(Lines of data)
(begin)

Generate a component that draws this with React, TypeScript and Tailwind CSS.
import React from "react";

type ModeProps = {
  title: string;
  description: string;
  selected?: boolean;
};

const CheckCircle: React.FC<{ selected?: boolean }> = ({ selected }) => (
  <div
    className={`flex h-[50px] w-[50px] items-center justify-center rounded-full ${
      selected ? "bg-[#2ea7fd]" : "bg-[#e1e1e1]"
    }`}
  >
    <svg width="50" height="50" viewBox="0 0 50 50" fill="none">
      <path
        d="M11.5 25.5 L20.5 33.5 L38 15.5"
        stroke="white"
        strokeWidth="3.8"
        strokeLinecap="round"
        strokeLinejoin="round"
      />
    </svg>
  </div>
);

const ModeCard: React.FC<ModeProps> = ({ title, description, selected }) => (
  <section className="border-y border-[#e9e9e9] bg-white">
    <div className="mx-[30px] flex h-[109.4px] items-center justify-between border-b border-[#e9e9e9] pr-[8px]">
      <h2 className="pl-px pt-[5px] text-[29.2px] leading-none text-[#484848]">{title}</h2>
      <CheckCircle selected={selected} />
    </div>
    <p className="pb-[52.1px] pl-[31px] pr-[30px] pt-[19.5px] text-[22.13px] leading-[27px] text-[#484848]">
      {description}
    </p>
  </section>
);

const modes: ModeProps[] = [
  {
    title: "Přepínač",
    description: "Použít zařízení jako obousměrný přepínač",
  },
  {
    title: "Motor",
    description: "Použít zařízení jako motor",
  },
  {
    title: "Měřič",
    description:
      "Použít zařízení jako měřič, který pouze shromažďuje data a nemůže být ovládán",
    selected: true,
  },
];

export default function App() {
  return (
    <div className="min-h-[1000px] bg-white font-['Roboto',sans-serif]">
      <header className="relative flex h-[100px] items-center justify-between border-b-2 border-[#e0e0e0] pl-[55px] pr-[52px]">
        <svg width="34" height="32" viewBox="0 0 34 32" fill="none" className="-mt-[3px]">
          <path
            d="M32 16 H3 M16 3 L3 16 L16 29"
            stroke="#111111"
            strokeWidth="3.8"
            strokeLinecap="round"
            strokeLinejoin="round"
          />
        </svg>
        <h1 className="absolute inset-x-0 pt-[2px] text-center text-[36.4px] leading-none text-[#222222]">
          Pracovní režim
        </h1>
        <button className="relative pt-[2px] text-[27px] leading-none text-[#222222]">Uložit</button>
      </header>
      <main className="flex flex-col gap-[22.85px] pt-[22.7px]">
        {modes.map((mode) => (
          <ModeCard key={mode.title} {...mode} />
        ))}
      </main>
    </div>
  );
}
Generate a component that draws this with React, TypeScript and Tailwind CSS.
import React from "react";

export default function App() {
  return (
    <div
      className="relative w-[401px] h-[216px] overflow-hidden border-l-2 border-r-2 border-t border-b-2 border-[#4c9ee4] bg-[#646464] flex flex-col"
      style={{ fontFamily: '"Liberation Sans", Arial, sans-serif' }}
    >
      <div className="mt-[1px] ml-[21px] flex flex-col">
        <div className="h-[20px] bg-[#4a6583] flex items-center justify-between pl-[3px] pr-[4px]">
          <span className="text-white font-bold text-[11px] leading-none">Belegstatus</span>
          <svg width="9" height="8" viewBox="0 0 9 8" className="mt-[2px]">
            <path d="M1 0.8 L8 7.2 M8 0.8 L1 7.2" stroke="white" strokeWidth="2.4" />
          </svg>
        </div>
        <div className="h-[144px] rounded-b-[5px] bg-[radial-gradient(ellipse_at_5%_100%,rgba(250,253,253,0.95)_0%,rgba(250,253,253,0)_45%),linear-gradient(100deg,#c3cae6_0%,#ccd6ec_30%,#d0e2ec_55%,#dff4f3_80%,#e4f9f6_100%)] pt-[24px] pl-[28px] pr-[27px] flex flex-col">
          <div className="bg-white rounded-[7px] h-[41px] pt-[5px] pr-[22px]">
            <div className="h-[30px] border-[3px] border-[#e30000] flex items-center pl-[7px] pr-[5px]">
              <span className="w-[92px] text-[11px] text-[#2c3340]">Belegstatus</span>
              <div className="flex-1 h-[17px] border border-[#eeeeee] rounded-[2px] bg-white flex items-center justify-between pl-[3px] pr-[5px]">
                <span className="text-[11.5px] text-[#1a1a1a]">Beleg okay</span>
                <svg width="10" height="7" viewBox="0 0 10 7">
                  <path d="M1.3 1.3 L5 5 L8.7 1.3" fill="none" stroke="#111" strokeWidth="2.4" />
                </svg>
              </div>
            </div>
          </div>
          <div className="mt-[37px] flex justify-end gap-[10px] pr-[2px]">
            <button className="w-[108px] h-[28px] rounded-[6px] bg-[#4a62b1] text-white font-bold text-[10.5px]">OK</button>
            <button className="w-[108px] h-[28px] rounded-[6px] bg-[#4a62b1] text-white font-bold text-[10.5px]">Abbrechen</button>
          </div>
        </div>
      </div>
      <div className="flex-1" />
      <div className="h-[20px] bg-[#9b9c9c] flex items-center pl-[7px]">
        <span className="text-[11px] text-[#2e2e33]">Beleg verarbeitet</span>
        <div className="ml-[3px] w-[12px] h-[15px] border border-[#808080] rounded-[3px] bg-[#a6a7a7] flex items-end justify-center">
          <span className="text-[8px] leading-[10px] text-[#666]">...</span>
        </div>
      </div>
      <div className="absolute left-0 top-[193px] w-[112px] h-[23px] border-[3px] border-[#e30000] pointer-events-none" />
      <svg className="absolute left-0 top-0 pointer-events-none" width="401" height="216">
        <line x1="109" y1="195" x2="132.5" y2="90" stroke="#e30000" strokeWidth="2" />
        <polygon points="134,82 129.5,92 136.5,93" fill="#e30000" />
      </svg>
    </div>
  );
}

(end)

#### [TASK REQUIREMENTS]
Retype the records above exactly.

#### [EXERCISE RESULT]
Generate a component that draws this with React, TypeScript and Tailwind CSS.
import React from "react";

type ModeProps = {
  title: string;
  description: string;
  selected?: boolean;
};

const CheckCircle: React.FC<{ selected?: boolean }> = ({ selected }) => (
  <div
    className={`flex h-[50px] w-[50px] items-center justify-center rounded-full ${
      selected ? "bg-[#2ea7fd]" : "bg-[#e1e1e1]"
    }`}
  >
    <svg width="50" height="50" viewBox="0 0 50 50" fill="none">
      <path
        d="M11.5 25.5 L20.5 33.5 L38 15.5"
        stroke="white"
        strokeWidth="3.8"
        strokeLinecap="round"
        strokeLinejoin="round"
      />
    </svg>
  </div>
);

const ModeCard: React.FC<ModeProps> = ({ title, description, selected }) => (
  <section className="border-y border-[#e9e9e9] bg-white">
    <div className="mx-[30px] flex h-[109.4px] items-center justify-between border-b border-[#e9e9e9] pr-[8px]">
      <h2 className="pl-px pt-[5px] text-[29.2px] leading-none text-[#484848]">{title}</h2>
      <CheckCircle selected={selected} />
    </div>
    <p className="pb-[52.1px] pl-[31px] pr-[30px] pt-[19.5px] text-[22.13px] leading-[27px] text-[#484848]">
      {description}
    </p>
  </section>
);

const modes: ModeProps[] = [
  {
    title: "Přepínač",
    description: "Použít zařízení jako obousměrný přepínač",
  },
  {
    title: "Motor",
    description: "Použít zařízení jako motor",
  },
  {
    title: "Měřič",
    description:
      "Použít zařízení jako měřič, který pouze shromažďuje data a nemůže být ovládán",
    selected: true,
  },
];

export default function App() {
  return (
    <div className="min-h-[1000px] bg-white font-['Roboto',sans-serif]">
      <header className="relative flex h-[100px] items-center justify-between border-b-2 border-[#e0e0e0] pl-[55px] pr-[52px]">
        <svg width="34" height="32" viewBox="0 0 34 32" fill="none" className="-mt-[3px]">
          <path
            d="M32 16 H3 M16 3 L3 16 L16 29"
            stroke="#111111"
            strokeWidth="3.8"
            strokeLinecap="round"
            strokeLinejoin="round"
          />
        </svg>
        <h1 className="absolute inset-x-0 pt-[2px] text-center text-[36.4px] leading-none text-[#222222]">
          Pracovní režim
        </h1>
        <button className="relative pt-[2px] text-[27px] leading-none text-[#222222]">Uložit</button>
      </header>
      <main className="flex flex-col gap-[22.85px] pt-[22.7px]">
        {modes.map((mode) => (
          <ModeCard key={mode.title} {...mode} />
        ))}
      </main>
    </div>
  );
}
Generate a component that draws this with React, TypeScript and Tailwind CSS.
import React from "react";

export default function App() {
  return (
    <div
      className="relative w-[401px] h-[216px] overflow-hidden border-l-2 border-r-2 border-t border-b-2 border-[#4c9ee4] bg-[#646464] flex flex-col"
      style={{ fontFamily: '"Liberation Sans", Arial, sans-serif' }}
    >
      <div className="mt-[1px] ml-[21px] flex flex-col">
        <div className="h-[20px] bg-[#4a6583] flex items-center justify-between pl-[3px] pr-[4px]">
          <span className="text-white font-bold text-[11px] leading-none">Belegstatus</span>
          <svg width="9" height="8" viewBox="0 0 9 8" className="mt-[2px]">
            <path d="M1 0.8 L8 7.2 M8 0.8 L1 7.2" stroke="white" strokeWidth="2.4" />
          </svg>
        </div>
        <div className="h-[144px] rounded-b-[5px] bg-[radial-gradient(ellipse_at_5%_100%,rgba(250,253,253,0.95)_0%,rgba(250,253,253,0)_45%),linear-gradient(100deg,#c3cae6_0%,#ccd6ec_30%,#d0e2ec_55%,#dff4f3_80%,#e4f9f6_100%)] pt-[24px] pl-[28px] pr-[27px] flex flex-col">
          <div className="bg-white rounded-[7px] h-[41px] pt-[5px] pr-[22px]">
            <div className="h-[30px] border-[3px] border-[#e30000] flex items-center pl-[7px] pr-[5px]">
              <span className="w-[92px] text-[11px] text-[#2c3340]">Belegstatus</span>
              <div className="flex-1 h-[17px] border border-[#eeeeee] rounded-[2px] bg-white flex items-center justify-between pl-[3px] pr-[5px]">
                <span className="text-[11.5px] text-[#1a1a1a]">Beleg okay</span>
                <svg width="10" height="7" viewBox="0 0 10 7">
                  <path d="M1.3 1.3 L5 5 L8.7 1.3" fill="none" stroke="#111" strokeWidth="2.4" />
                </svg>
              </div>
            </div>
          </div>
          <div className="mt-[37px] flex justify-end gap-[10px] pr-[2px]">
            <button className="w-[108px] h-[28px] rounded-[6px] bg-[#4a62b1] text-white font-bold text-[10.5px]">OK</button>
            <button className="w-[108px] h-[28px] rounded-[6px] bg-[#4a62b1] text-white font-bold text-[10.5px]">Abbrechen</button>
          </div>
        </div>
      </div>
      <div className="flex-1" />
      <div className="h-[20px] bg-[#9b9c9c] flex items-center pl-[7px]">
        <span className="text-[11px] text-[#2e2e33]">Beleg verarbeitet</span>
        <div className="ml-[3px] w-[12px] h-[15px] border border-[#808080] rounded-[3px] bg-[#a6a7a7] flex items-end justify-center">
          <span className="text-[8px] leading-[10px] text-[#666]">...</span>
        </div>
      </div>
      <div className="absolute left-0 top-[193px] w-[112px] h-[23px] border-[3px] border-[#e30000] pointer-events-none" />
      <svg className="absolute left-0 top-0 pointer-events-none" width="401" height="216">
        <line x1="109" y1="195" x2="132.5" y2="90" stroke="#e30000" strokeWidth="2" />
        <polygon points="134,82 129.5,92 136.5,93" fill="#e30000" />
      </svg>
    </div>
  );
}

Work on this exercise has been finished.